Indeed, the latest figures put a damper on the disinflation narrative, igniting some consternation among investors that the US central bank might raise interest rates higher than 25 basis points in March. Moreover, two Fed officials – St. Louis Fed Bank President James Bullard and Cleveland Fed Bank President Loretta Mester – revealed that they advocated for a half-point rate hike at the February Federal Open Market Committee (FOMC) policy meeting, suggesting that the Eccles Building may need to pull the trigger on a 50-basis-point bump.

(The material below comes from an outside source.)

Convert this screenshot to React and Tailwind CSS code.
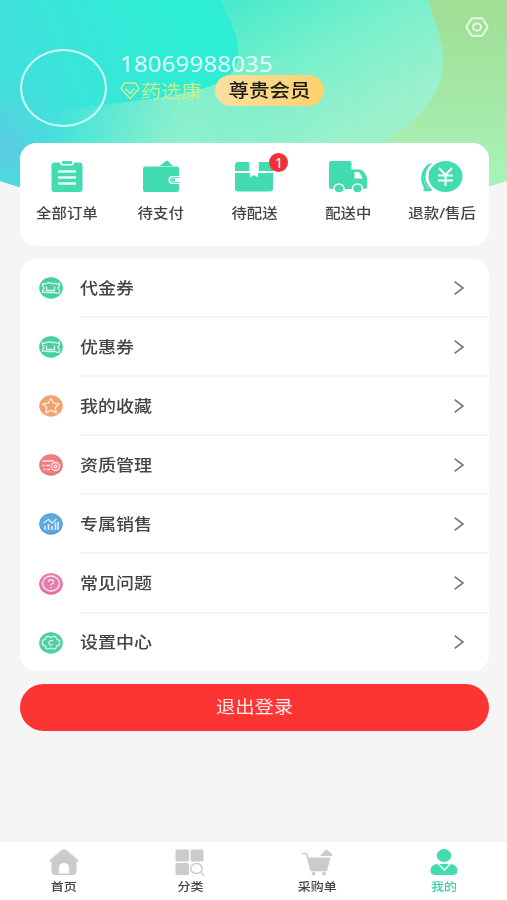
import React from "react";

const orders = [
  { label: "全部订单", icon: <ClipboardIcon /> },
  { label: "待支付", icon: <WalletIcon /> },
  { label: "待配送", icon: <BoxIcon />, badge: 1 },
  { label: "配送中", icon: <TruckIcon /> },
  { label: "退款/售后", icon: <RefundIcon /> },
];

const menu = [
  { label: "代金券", icon: <TicketIcon /> },
  { label: "优惠券", icon: <TicketIcon /> },
  { label: "我的收藏", icon: <StarIcon /> },
  { label: "资质管理", icon: <LicenseIcon /> },
  { label: "专属销售", icon: <SalesIcon /> },
  { label: "常见问题", icon: <QuestionIcon /> },
  { label: "设置中心", icon: <SettingIcon /> },
];

const tabs = [
  { label: "首页", icon: <HomeIcon /> },
  { label: "分类", icon: <CategoryIcon /> },
  { label: "采购单", icon: <CartIcon /> },
  { label: "我的", icon: <UserIcon />, active: true },
];

export default function App() {
  return (
    <div className="relative isolate flex h-[900px] w-[507px] flex-col overflow-hidden bg-[#f5f5f5] font-['Noto_Sans','Noto_Sans_CJK_SC',sans-serif]">
      <HeaderBackground />
      <header className="flex h-[143px] items-start justify-between pr-[18px] pl-5">
        <div className="flex pt-[49px]">
          <div className="h-[78px] w-[87px] rounded-[50%] border-[2.5px] border-[#d5fbf8]" />
          <div className="flex flex-col pl-[13px]">
            <span className="mt-[2px] h-[26px] scale-y-90 text-[24.3px] leading-[26px] text-[#e3fffb]">18069988035</span>
            <div className="-mt-[2px] flex items-center">
              <DiamondIcon />
              <span className="ml-px w-[74px] scale-y-90 text-[20.3px] leading-[28px] whitespace-nowrap text-[#c8ef90]">药选康</span>
              <span className="flex h-[31px] w-[109px] items-center justify-center rounded-full bg-linear-to-r from-[#f9dfa0] to-[#fdd16c] text-[20.5px] leading-none font-medium whitespace-nowrap text-[#1d1b14]">
                <span className="scale-y-90">尊贵会员</span>
              </span>
            </div>
          </div>
        </div>
        <NutIcon />
      </header>

      <main className="flex flex-1 flex-col gap-[13px] pr-[18px] pl-5">
        <section className="grid h-[103px] grid-cols-5 rounded-2xl bg-white pt-[16px]">
          {orders.map((item) => (
            <div key={item.label} className="flex flex-col items-center">
              <div className="relative h-9">
                {item.icon}
                {item.badge && (
                  <span className="absolute -top-[6px] -right-[14px] flex h-[19px] w-[19px] items-center justify-center rounded-full bg-[#f03236] text-[14px] leading-none text-white">
                    {item.badge}
                  </span>
                )}
              </div>
              <span className="mt-[8px] scale-y-90 text-[15.4px] leading-5 font-medium whitespace-nowrap text-[#444]">{item.label}</span>
            </div>
          ))}
        </section>

        <section className="flex h-[412px] flex-col rounded-2xl bg-white">
          {menu.map((item, i) => (
            <div key={item.label} className="flex h-[59.1px] shrink-0 items-center pl-[19px]">
              {item.icon}
              <div className={`ml-[17px] flex flex-1 items-center justify-between self-stretch border-b-2 pr-[25px] ${i < menu.length - 1 ? "border-[#f5f5f5]" : "border-transparent"}`}>
                <span className="scale-y-90 text-[18px] leading-6 font-medium text-[#444]">{item.label}</span>
                <svg width="10" height="14" viewBox="0 0 10 14" fill="none" stroke="#777" strokeWidth="1.600"><path d="M.6.7 9 7 .6 13.3" /></svg>
              </div>
            </div>
          ))}
        </section>

        <button className="h-[47px] rounded-full bg-[#fc3434] text-[19.3px] text-[#ffeaea]">
          <span className="block scale-y-90">退出登录</span>
        </button>
      </main>

      <nav className="grid h-[58px] grid-cols-4 bg-white pt-[6px]">
        {tabs.map((tab) => (
          <div key={tab.label} className="flex flex-col items-center">
            {tab.icon}
            <span className={`mt-[3px] ml-px scale-y-90 text-[13px] leading-4 font-medium ${tab.active ? "text-[#42cfa3]" : "text-[#444]"}`}>{tab.label}</span>
          </div>
        ))}
      </nav>
    </div>
  );
}

function HeaderBackground() {
  return (
    <svg className="absolute top-0 left-0 -z-10" width="507" height="230" viewBox="0 0 507 230">
      <defs>
        <linearGradient id="base" x1="0" y1="0" x2="0" y2="1">
          <stop offset="0" stopColor="#9fde93" />
          <stop offset=".75" stopColor="#a9f1b6" />
        </linearGradient>
        <linearGradient id="mint" gradientUnits="userSpaceOnUse" x1="225" y1="10" x2="310" y2="160">
          <stop offset="0" stopColor="#4aebca" />
          <stop offset=".5" stopColor="#7af0cc" />
          <stop offset="1" stopColor="#9cf1cc" />
        </linearGradient>
        <linearGradient id="low" gradientUnits="userSpaceOnUse" x1="60" y1="105" x2="175" y2="150">
          <stop offset="0" stopColor="#40e3dc" />
          <stop offset=".45" stopColor="#62e9d4" />
          <stop offset="1" stopColor="#92f0cb" />
        </linearGradient>
        <linearGradient id="lowFade" gradientUnits="userSpaceOnUse" x1="150" y1="0" x2="300" y2="0">
          <stop offset="0" stopColor="#fff" />
          <stop offset="1" stopColor="#fff" stopOpacity="0" />
        </linearGradient>
        <mask id="lowMask" maskUnits="userSpaceOnUse" x="0" y="0" width="507" height="230">
          <path d="M0 0H507V230H0Z" fill="url(#lowFade)" />
        </mask>
        <linearGradient id="cyan" gradientUnits="userSpaceOnUse" x1="0" y1="90" x2="170" y2="20">
          <stop offset="0" stopColor="#42dfdc" />
          <stop offset="1" stopColor="#2eedd5" />
        </linearGradient>
        <radialGradient id="blue" gradientUnits="userSpaceOnUse" cx="5" cy="148" r="70">
          <stop offset="0" stopColor="#5cc9e2" />
          <stop offset="1" stopColor="#50d7df" stopOpacity="0" />
        </radialGradient>
        <clipPath id="curve">
          <path d="M0 0H507V181Q380 222 253 222Q126 222 0 181Z" />
        </clipPath>
      </defs>
      <g clipPath="url(#curve)">
        <path d="M0 0H507V230H0Z" fill="url(#base)" />
        <path d="M0 0H428C434 19 443 38 443 61C443 94 420 121 380 143L300 190H0Z" fill="url(#mint)" />
        <path d="M0 60H300V230H0Z" fill="url(#low)" mask="url(#lowMask)" />
        <path d="M0 0H220C232 21 239 40 238 56C237 75 222 84 198 90C165 99 130 101 95 106Q50 112 0 120Z" fill="url(#cyan)" />
        <path d="M0 60H90V230H0Z" fill="url(#blue)" />
      </g>
    </svg>
  );
}

function NutIcon() {
  return (
    <svg className="mt-[17px]" width="24" height="20" viewBox="0 0 24 20" fill="none" stroke="#e6fbe2" strokeWidth="2">
      <path d="M7.8 1.2h8.4q1 0 1.5.8l4.5 7q.5 1 0 2l-4.5 7q-.5.8-1.5.8H7.8q-1 0-1.5-.8l-4.5-7q-.5-1 0-2l4.5-7q.5-.8 1.5-.8Z" />
      <ellipse cx="12" cy="10" rx="4" ry="3.6" />
    </svg>
  );
}

function DiamondIcon() {
  return (
    <svg width="20" height="18" viewBox="0 0 20 18" fill="none" stroke="#c8ef90" strokeWidth="1.5" strokeLinejoin="round">
      <path d="M4.600 1h10.800L19 6.400 10 16.500 1 6.400Z" />
      <path d="M5.500 6.600 10 11.500l4.500-4.900" />
    </svg>
  );
}

function ClipboardIcon() {
  return (
    <svg width="32" height="36" viewBox="0 0 32 36">
      <rect x=".5" y="3.500" width="31" height="29.500" rx="3" fill="#42dcb0" />
      <path d="M9 0h14v3.500q0 3-3 3h-8q-3 0-3-3Z" fill="#fff" />
      <rect x="11" y="2" width="10" height="3" rx="1" fill="#42dcb0" />
      <path d="M8 12.500h16M8 18.500h16M8 24.500h16" stroke="#e8fff6" strokeWidth="2.400" strokeLinecap="round" />
    </svg>
  );
}

function WalletIcon() {
  return (
    <svg width="38" height="36" viewBox="0 0 38 36">
      <path d="M17.500 7 24 2q1-.8 2 0l5 5Z" fill="#42dcb0" />
      <rect x="1" y="7.500" width="36" height="25.500" rx="2" fill="#42dcb0" />
      <path d="M38 17h-7.500q-4 0-4 4t4 4H38Z" fill="#fff" />
      <path d="M38 18.300h-7q-3 0-3 2.700t3 2.700h7Z" fill="#42dcb0" />
      <path d="M38 19h-6.500q-2.500 0-2.500 2t2.500 2H38Z" fill="#fff" />
      <circle cx="31.500" cy="21" r="1.800" fill="#42dcb0" />
    </svg>
  );
}

function BoxIcon() {
  return (
    <svg width="40" height="36" viewBox="0 0 40 36" fill="#42dcb0">
      <path d="M1 12V6q0-3 3-3h11.500v9ZM24.500 3H36q3 0 3 3v6H24.500Z" />
      <path d="M1 14h38v15.500q0 3-3 3H4q-3 0-3-3Z" />
      <path d="M15.500 3h9v9H24v6.500L20 16l-4 2.500V12h-.5Z" fill="#fff" />
    </svg>
  );
}

function TruckIcon() {
  return (
    <svg width="40" height="36" viewBox="0 0 40 36">
      <path d="M1 4q0-2 2-2h18.500q2 0 2 2v6.500H32q2 0 3.500 2L39 18v10q0 2-2 2H3q-2 0-2-2Z" fill="#42dcb0" />
      <path d="M26.500 13H31l4 6.500h-8.500Z" fill="#fff" />
      <g fill="#42dcb0" stroke="#fff" strokeWidth="1.500">
        <ellipse cx="11" cy="29.500" rx="5" ry="4.500" />
        <ellipse cx="29.500" cy="29.500" rx="5" ry="4.500" />
      </g>
    </svg>
  );
}

function RefundIcon() {
  return (
    <svg width="42" height="36" viewBox="0 0 42 36">
      <path d="M9 5.500C-.5 12-.5 23 6 31H2.500M6 31h4" fill="none" stroke="#42dcb0" strokeWidth="2.500" />
      <path d="M7 5.500C1 13 1 23 8 31h3V4Z" fill="#42dcb0" />
      <ellipse cx="22.500" cy="17.500" rx="18" ry="17" fill="#fff" />
      <ellipse cx="24.500" cy="17.500" rx="17" ry="15.500" fill="#42dcb0" />
      <path d="m18 9 6.500 7L31 9M17 16.500h15M17 21.500h15M24.500 16v11" fill="none" stroke="#f2fffb" strokeWidth="2.200" />
    </svg>
  );
}

// Coloured round base shared by the menu icons
function RoundIcon({ color, edge, children }) {
  return (
    <svg className="-mt-px" width="24" height="22" viewBox="0 0 24 22" fill="none" stroke="#fff" strokeOpacity=".8" strokeWidth="1.300" strokeLinejoin="round">
      <ellipse cx="12" cy="11" rx="11.800" ry="10.700" fill={edge} stroke="none" />
      <ellipse cx="12" cy="10.200" rx="11.200" ry="9.600" fill={color} stroke="none" />
      {children}
    </svg>
  );
}

function TicketIcon() {
  return (
    <RoundIcon color="#4bcfa2" edge="#36d6a2">
      <path d="M3.500 6.500Q5 8 7.500 6.500t5 0h4q2 1.300 4-.5v3q-3 2 0 4v3q-2 .8-4-.5h-9q-2-1.300-4 0v-2.500q3-2 0-4Z" />
      <path d="M7.500 9.500v4h8v-4" />
    </RoundIcon>
  );
}

function StarIcon() {
  return (
    <RoundIcon color="#f1a36f" edge="#f5a873">
      <path d="m12 3.500 2.600 4.600 5.600.8-4 3.600 1 5.200-5.200-2.400-5.200 2.400 1-5.200-4-3.600 5.600-.8Z" />
    </RoundIcon>
  );
}

function LicenseIcon() {
  return (
    <RoundIcon color="#ed7e82" edge="#ec7078">
      <path d="M3.500 7H15M3.500 11.500h2m1.500 0h4M4.500 15.500h2m1.500 0h3" strokeWidth="1.400" />
      <circle cx="16.500" cy="12.500" r="4" />
      <circle cx="16.500" cy="12.500" r="1.300" />
    </RoundIcon>
  );
}

function SalesIcon() {
  return (
    <RoundIcon color="#60a9df" edge="#5599db">
      <path d="M6 17v-4M9.500 17v-6M13 17v-4M16.500 17V9.500M19 17V9" strokeWidth="1.600" />
      <path d="m4.500 10 5-3.500 3.500 3.500 4.500-4" />
    </RoundIcon>
  );
}

function QuestionIcon() {
  return (
    <RoundIcon color="#e77caf" edge="#df68a2">
      <ellipse cx="12" cy="10.500" rx="8.500" ry="7.500" />
      <path d="M9.500 9q0-2.300 2.500-2.300T14.500 9q0 1.300-1.300 1.800T12 12.500M12 14v1.300" />
    </RoundIcon>
  );
}

function SettingIcon() {
  return (
    <RoundIcon color="#50cfa4" edge="#43d5a6">
      <path d="M7.500 4.500h2.500q2 1.500 4 0h2.500l1.500 3 2.500.8v4.500l-2.500 1-1.500 3H14q-2-1.500-4 0H7.500l-1.500-3-2.500-1V8.300L6 7.500Z" />
      <path d="M14 9q-3.500-1.500-4 1.700t4 1.800" />
    </RoundIcon>
  );
}

function HomeIcon() {
  return (
    <svg className="ml-px" width="32" height="28" viewBox="0 0 32 28" fill="#cbcbcb">
      <path d="M14 2q2-1.500 4 0l12.500 10q.8 1.500-1 1.500H28.500V23q0 4-4 4h-17q-4 0-4-4v-9.500H2.500q-1.800 0-1-1.500Z" />
      <path d="M11 25.500V20q0-5 5-5t5 5v5.500Z" fill="#fff" />
    </svg>
  );
}

function CategoryIcon() {
  return (
    <svg width="30" height="28" viewBox="0 0 30 28" fill="#cbcbcb">
      <rect x=".5" y="1.500" width="13.500" height="12" rx="1.500" />
      <rect x="15.500" y="1.500" width="13" height="12" rx="1.500" />
      <rect x=".5" y="15" width="13.500" height="12" rx="1.500" />
      <g fill="none" stroke="#cbcbcb" strokeWidth="1.400">
        <ellipse cx="21.500" cy="20.500" rx="5.700" ry="5" />
        <path d="m25.500 24 4 3.500" />
      </g>
    </svg>
  );
}

function CartIcon() {
  return (
    <svg width="32" height="28" viewBox="0 0 32 28" fill="#cbcbcb">
      <path d="m19 8 5-5.500q1.500-1.500 3 0l4.500 4-.5 1.500Z" />
      <path d="M2 5.500h3.500L10 22.500h14" fill="none" stroke="#cbcbcb" strokeWidth="1.500" strokeLinecap="round" />
      <path d="M7 9.500h22.500L26 23H10Z" />
      <circle cx="12.500" cy="25.500" r="1.900" />
      <circle cx="23" cy="25.500" r="1.900" />
    </svg>
  );
}

function UserIcon() {
  return (
    <svg width="28" height="28" viewBox="0 0 28 28" fill="#42dcb0">
      <ellipse cx="14" cy="7.500" rx="7.300" ry="6.500" />
      <path d="M7 16h14q6.500 1 6.500 6.500 0 4.500-5 4.500h-17q-5 0-5-4.500Q.5 17 7 16Z" />
      <path d="m8 15.500 6.500 6.500 6-6.500" fill="none" stroke="#e9fff8" strokeWidth="1.600" />
    </svg>
  );
}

While Bullard agreed with his boss that the “disinflationary” process has begun, a hawkish 0.5% boost to the benchmark federal funds rate would “lock in” the disinflation. “The US economy is growing faster than previously thought, and labor market performance remains robust with unemployment below its longer-run natural level,” Bullard said. “Continued policy rate increases can help lock in a disinflationary trend during 2023, even with ongoing growth and strong labor markets, by keeping inflation expectations low.”
According to the CME FedWatch Tool, the market is still penciling in a quarter-point jolt at the March 21-22 powwow.